1934 - Three and a half hours of daily radio broadcast in Hebrew.

1939 - Five and a half hours of daily radio broadcast in Hebrew.

1948 - Hebrew becomes the official language of the new born State of Israel.

80% of the Jewish population (around 480,000 persons) know Hebrew, and 54% of them use it as their first language.

1954 - The Committee for the Hebrew Language receives legal status and becomes "The Academy of Hebrew Language".

861,000 Hebrew speakers in Israel.

15 daily newspapers were published.

1996 - 3.6 million persons use Hebrew in Israel as their first language.
In less than seventy years, the number of speakers of Hebrew in

Israel alone has grown a hundred times from 34.000 to more than 3.4 million!

Recall that the revival of Hebrew went hand in hand with our national and cultural revival. Our achievement has been a source of inspiration for many similar attempts throughout the world -- Hawaiian, Welsh, Basque, Gallego, etc. -- and we should provide whatever help we can for the linguistic revival efforts of these and other peoples' languages.

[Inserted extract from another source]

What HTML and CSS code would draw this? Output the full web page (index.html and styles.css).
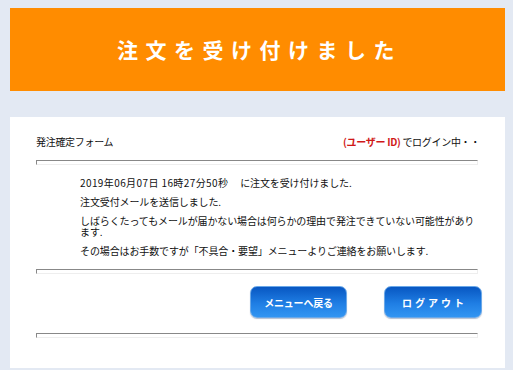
FILE: index.html
```html
<!DOCTYPE html>
<html lang="ja">
<head>
<meta charset="utf-8">
<link rel="stylesheet" href="styles.css">
</head>
<body>
<div class="page">
  <header class="banner"><h1 class="banner-title">注文を受け付けました</h1></header>
  <main class="card">
    <div class="head">
      <span class="form-name">発注確定フォーム</span>
      <span class="login"><b class="user">(ユーザー ID)</b> でログイン中・・</span>
    </div>
    <div class="rule"></div>
    <div class="message">
      <p><span class="stamp">2019年06月07日 16時27分50秒</span>　に注文を受け付けました.</p>
      <p>注文受付メールを送信しました.</p>
      <p>しばらくたってもメールが届かない場合は何らかの理由で発注できていない可能性があり<span class="nw">ます.</span></p>
      <p>その場合はお手数ですが「不具合・要望」メニューよりご連絡をお願いします.</p>
    </div>
    <div class="rule rule-b"></div>
    <div class="actions">
      <button class="btn">メニューへ戻る</button>
      <button class="btn btn-wide">ログアウト</button>
    </div>
    <div class="rule rule-c"></div>
  </main>
</div>
</body>
</html>
```

FILE: styles.css
```css
html, body {
  margin: 0;
  padding: 0;
  background: #e3e9f3;
}
body {
  font-family: "Noto Sans CJK JP", "Liberation Sans", sans-serif;
  color: #111;
}
.page {
  padding: 8px 8px 6px 10px;
}
.banner {
  background: #ff8c00;
  height: 83px;
  display: flex;
  align-items: center;
  justify-content: center;
}
.banner-title {
  margin: 0;
  color: #fff;
  font-size: 21px;
  font-weight: 700;
  letter-spacing: 7.5px;
  padding-left: 4px;
  line-height: 1;
}
.card {
  margin-top: 26px;
  background: #fff;
  padding: 18px 27px 30px 26px;
}
.head {
  display: flex;
  justify-content: space-between;
  align-items: center;
  font-size: 10px;
  line-height: 14px;
  letter-spacing: -0.3px;
  margin-right: -2px;
}
.user {
  color: #d01818;
  font-weight: 700;
}
.rule {
  margin-top: 11px;
  height: 3px;
  border-top: 1px solid #888;
  border-left: 1px solid #888;
  border-right: 1px solid #eee;
  border-bottom: 1px solid #eee;
}
.message {
  margin: 12px 0 0 44px;
  max-width: 396px;
  font-size: 10px;
  line-height: 11px;
  letter-spacing: -0.12px;
}
.message p {
  margin: 0 0 8px;
}
.message p:last-child {
  margin-bottom: 0;
}
.nw {
  white-space: nowrap;
}
.stamp {
  letter-spacing: 0.4px;
  margin-right: 2px;
}
.rule-b {
  margin-top: 13px;
}
.actions {
  display: flex;
  justify-content: flex-end;
  gap: 37px;
  margin: 12px -4px 0 0;
}
.btn {
  width: 97px;
  height: 32px;
  border: 1px solid #6aa8e8;
  border-radius: 7px;
  background: linear-gradient(#0857c2, #1f7ee4 55%, #3295f2);
  color: #fff;
  font-family: "Noto Sans CJK JP", "Liberation Sans", sans-serif;
  font-size: 10px;
  font-weight: 700;
  letter-spacing: -0.2px;
  padding: 0;
  box-shadow: 0 1px 1px rgba(0, 40, 100, 0.3);
}
.btn-wide {
  width: 98px;
  letter-spacing: 3px;
  padding-left: 3px;
}
.rule-c {
  margin-top: 15px;
}
```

It is also important to recall that we, Jews and Israelis have had a very painful experience of being "constructed" by other nations as their "enemies", an experience we should never forget -- not in order to take revenge, but in order not to let it happen again to any people or nation on earth.

As already pointed out, it is natural to construct one's identity by contrasting it with the despicable traits of one's "enemy".

The Spaniards carried with them - in their heads and in their hears, in their myths, in their rituals and festivals, in their proverbs and novels - images and evaluations of their neighboring peoples, of the Mediterranean region. Among them, a special place was reserved for Moors and Jews. They elaborated pejorative ethnic stereotypes about Moors and Jews, that served to express, through various oppositions and contrasts, the more positive features of their than enhanced national consciousness. These two people are the "others" with respect to which the Spaniards felt and made themselves imaginarily "ones". This has been done by that they came to share - as a result of the living together and confrontation of Christians, Moors, and Jews of Spain.

Manuel Gutierrez Estevez

The result of this process of self-construction through other-destruction is dangerously determinant of a child's frame of mind. As Gutierrez Estevez candidly confesses, "when I was six years old, I already knew that Moors and Jews were my enemies."

But this need not be so forever, as the recent development in Spain of a trend to acknowledge, value, and develop the triple origin of the Spanish people, demonstrates.

We too, Jews and Israelis, should not forget what our culture owes to that of other peoples, with whom we have been in close contact throughout our whole history.